(Audacy) The New York Mets agreed to lucrative deals with outfielders Starling Marte and Mark Canha in free agency this past Friday. When you also factor in Brandon Nimmo's continued presence in Queens, it feels increasingly likely that Michael Conforto will be playing for a new team in 2022.
This may sound obvious, but it's especially true in this case -- how long Conforto is looking to sign for will ultimately determine his landing spot.
After a disappointing contract year that saw him post just a .729 OPS, Conforto could well opt to sign a lucrative one-year deal, just like his former teammate Noah Syndergaard did with the Los Angeles Angels. Conforto declined the one-year, $18.4-million qualifying offer extended to him by the Mets. Syndergaard and right-hander Justin Verlander also declined qualifying offers before landing larger one-year deals on the free-agent market.

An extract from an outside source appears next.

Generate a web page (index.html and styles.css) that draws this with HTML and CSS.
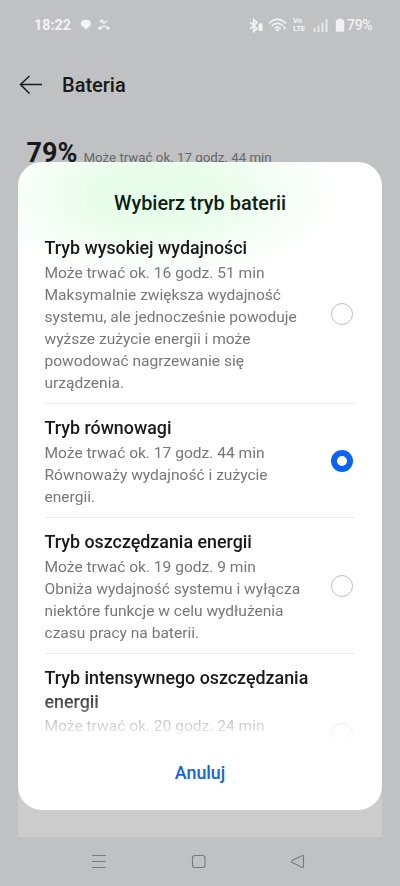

Conforto -- who will turn 29 next March -- is on the right side of 30, and teams will have to surrender draft compensation to sign him because he declined the qualifying offer. So at least some of his suitors might be more interested in his services if he's willing to sign a long-term deal. He may also prefer the long-term certainty of a deal rather than a one-year, prove-it contract.
A potential compromise here could be Conforto signing a five or six-year contract -- but one that would allow him the chance to opt out after the second year of his new deal if he returns to the production level that he showed between 2019 and 2020. Left-hander Eduardo Rodríguez just signed a similar deal with the Detroit Tigers.
With his contractual dilemma in mind, here are five potential landing spots for Conforto in free agency.
At the outset of the MLB offseason, Mike Petriello of MLB.com wrote that the biggest need on the Rangers roster was everything. They filled two of those needs Sunday, when they inked AL MVP finalist and infielder Marcus Semien to a seven-year, $175-million deal and followed that up by adding right-hander Jon Gray on a four-year contract. Still, the Rangers have a lot of work to do. If you added Conforto to a lineup that also includes Nate Lowe and Adolis García, Texas would begin to have a formidable lineup.
A right-handed hitter like Nick Castellanos may be a better fit, but the Brewers unquestionably need to add another middle-of-the-order bat this offseason. They have arguably the best starting rotation in baseball, led by NL Cy Young award winner Corbin Burnes. And assuming the Brewers don't trade Josh Hader, their bullpen -- which also includes former NL Rookie of the Year Devin Williams -- is also a really strong unit. If the Brewers can add an impact bat like Conforto and get a bounce-back year from Christian Yelich, they could well be a World Series contender in 2022.
Chicago White Sox
The White Sox would probably qualify as a suitor that would be more interested in signing Conforto to a one-year deal in excess of $20 million than a long-term pact. Yoelqui Cespedes probably isn't too far away from joining Luis Robert and Eloy Jiménez, but a year of Conforto hitting in the middle of manager Tony La Russa's lineup would probably increase the White Sox's chances of winning a World Series.
The Phillies don't have a ton of room to work with under the luxury tax threshold, but president of baseball operations Dave Dombrowski has talked about adding another left-handed bat to the middle of a lineup that also includes reigning NL MVP Bryce Harper. The Phillies also need a starting left fielder to replace Andrew McCutchen. So Conforto would kill two birds with one stone for the Phillies. It's just a question of whether Kyle Schwarber -- who won't cost as much and won't require surrendering any draft compensation -- would be a better fit.
The Braves also fall under the category of teams that would be more likely to make an expensive investment in Conforto on a one-year basis rather than a long-term pact. Lead executive Alex Anthopoulos got a tremendous return on the one-year, $23-million deal that he signed third baseman Josh Donaldson to ahead of the 2019 season, and he probably wouldn't hesitate to sign Conforto to a similar deal. Despite being the defending World Series champions, the Braves could stand to add a veteran to an outfield that likely won't get Ronald Acuña Jr. back until at least May.